Poucos dias depois, o Núcleo Regional de Educação de Curitiba emitiu documento oficial exigindo que os colégios que tivessem exemplares dos livros deveriam devolvê-los em um prazo determinado. Como nomear estas ações com outro nome que não seja censura? Os fiscais da moral e da educação, a partir de trechos da obra completamente retirados de contexto, afirmaram se tratar de um livro com alto teor pornográfico. Faz algum tempo que li a obra, é verdade, e me lembro de breves descrições de sexo e confissões de desejo, coisas da puberdade.
E não estão os adolescentes passando por essas questões?
Em qual fase da vida começa-se a lidar com isso?
É no mínimo apelativo e raso pautar-se na sexualidade, a partir de uma moral cristã e castradora, para censurar um livro que vai muito além disso. Talvez o velho Freud explique alguma coisa... Sim, as cenas estão lá, mas o livro não é, nem de longe, sequer parecido com pornografia. Aliás, de cenas de sexo e erotimso, a literatura brasileira está bem servida. Para saber disso, basta conhecer o básico. Também foi-se o tempo em que eram necessários livros (ou revistas) para acessar conteúdo erótico ou sexual, não é? A internet, que estes mesmos fiscais curiosamente não querem que seja regulada, é de fácil acesso a jovens do ensino médio. Ou estou enganado? Me questiono se esses protetores da moral e dos bons costumes leram na íntegra “O Avesso da pele”, e desconfio da humanidade e do senso crítico de quem leu o livro e não pense que ele seja adequado para leitura de estudantes do ensino médio. Mas, infelizmente, não me surpreende que tamanha burrice, conservadorismo, falta de senso estético e ético, venham daqui de onde falo, do sul do país.
Estas pessoas que, no abuso de suas posições de poder, desafiaram uma deliberação tão séria e acurada, e censuraram um autor negro, um professor, mostram sem medo suas faces racistas e acríticas. Com a decisão vinda do Paraná, entendo que fazem este ataque a obra de Jeferson porque a educação antirracista não está na agenda de um governo que precariza a função docente a cada dia. Escrevo isso do lugar de quem é professor da rede pública deste estado, e percebe que o trabalho está sendo, a cada dia, substituído por plataformas de “ensino”.
Essas tentativas de censura à literatura escancaram que quem flerta com o autoritarismo têm horror à arte, e fica evidente o desejo de amordaçar vozes que denunciam a violência policial racista.

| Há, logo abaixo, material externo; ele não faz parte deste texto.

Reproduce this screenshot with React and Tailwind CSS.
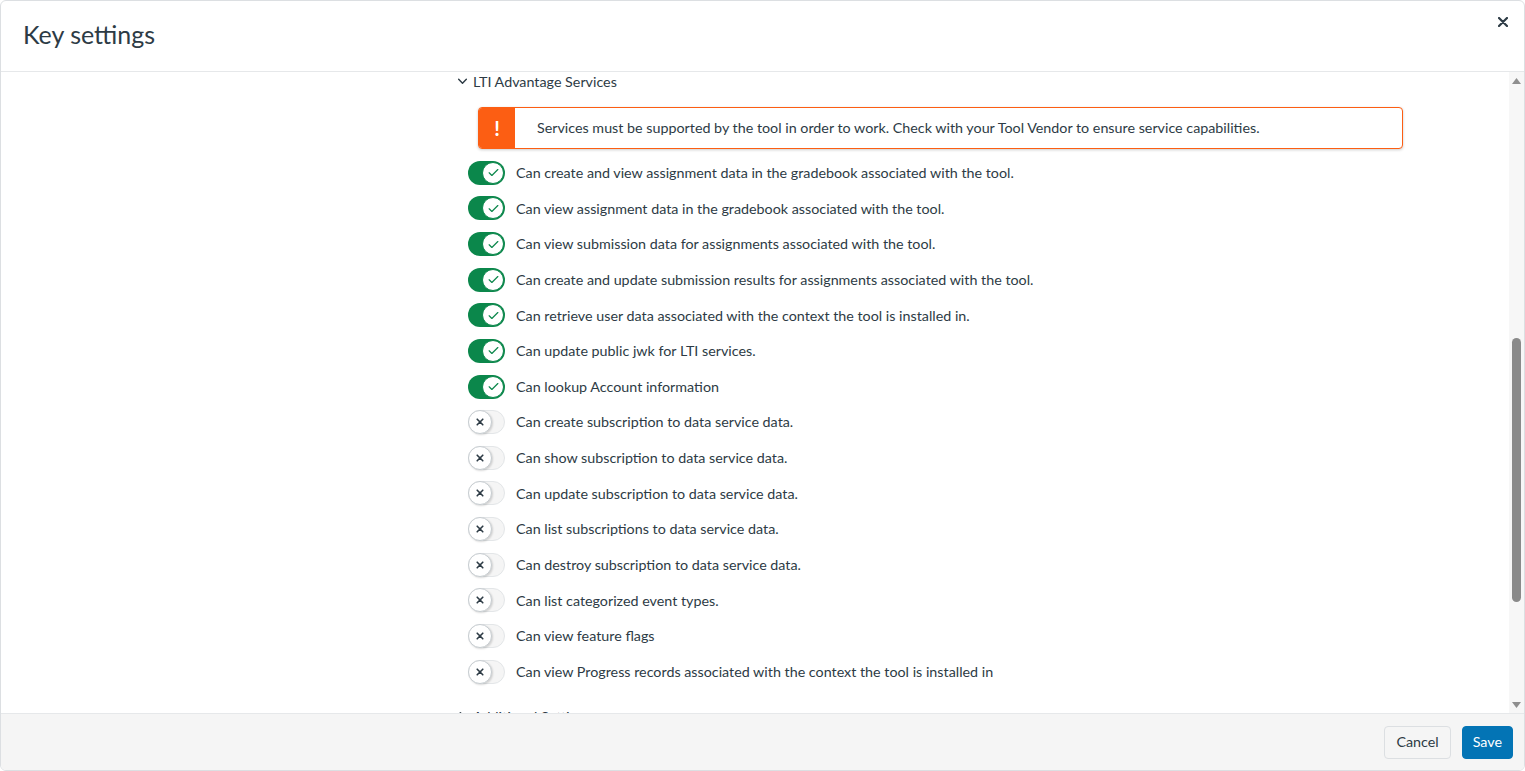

O avesso da pele é um mergulho no lado de dentro das pessoas negras, nas complexidades das relações familiares, no impacto do racismo em nossos processos psicológicos. O fato de que este livro esteja nas escolas, somente faz cumprir o que preconiza a Lei 10.639, além de ser um maravilhoso instrumento para fruição literária de estudantes, dado o zelo de sua construção. Para quem leu o avesso da pele e defende uma educação emancipatória, não é preciso explicar porque o livro pode e deve estar nas escolas do país; para os seguidores do obscurantismo, entretanto, uma obra formidável e provocadora, incomoda.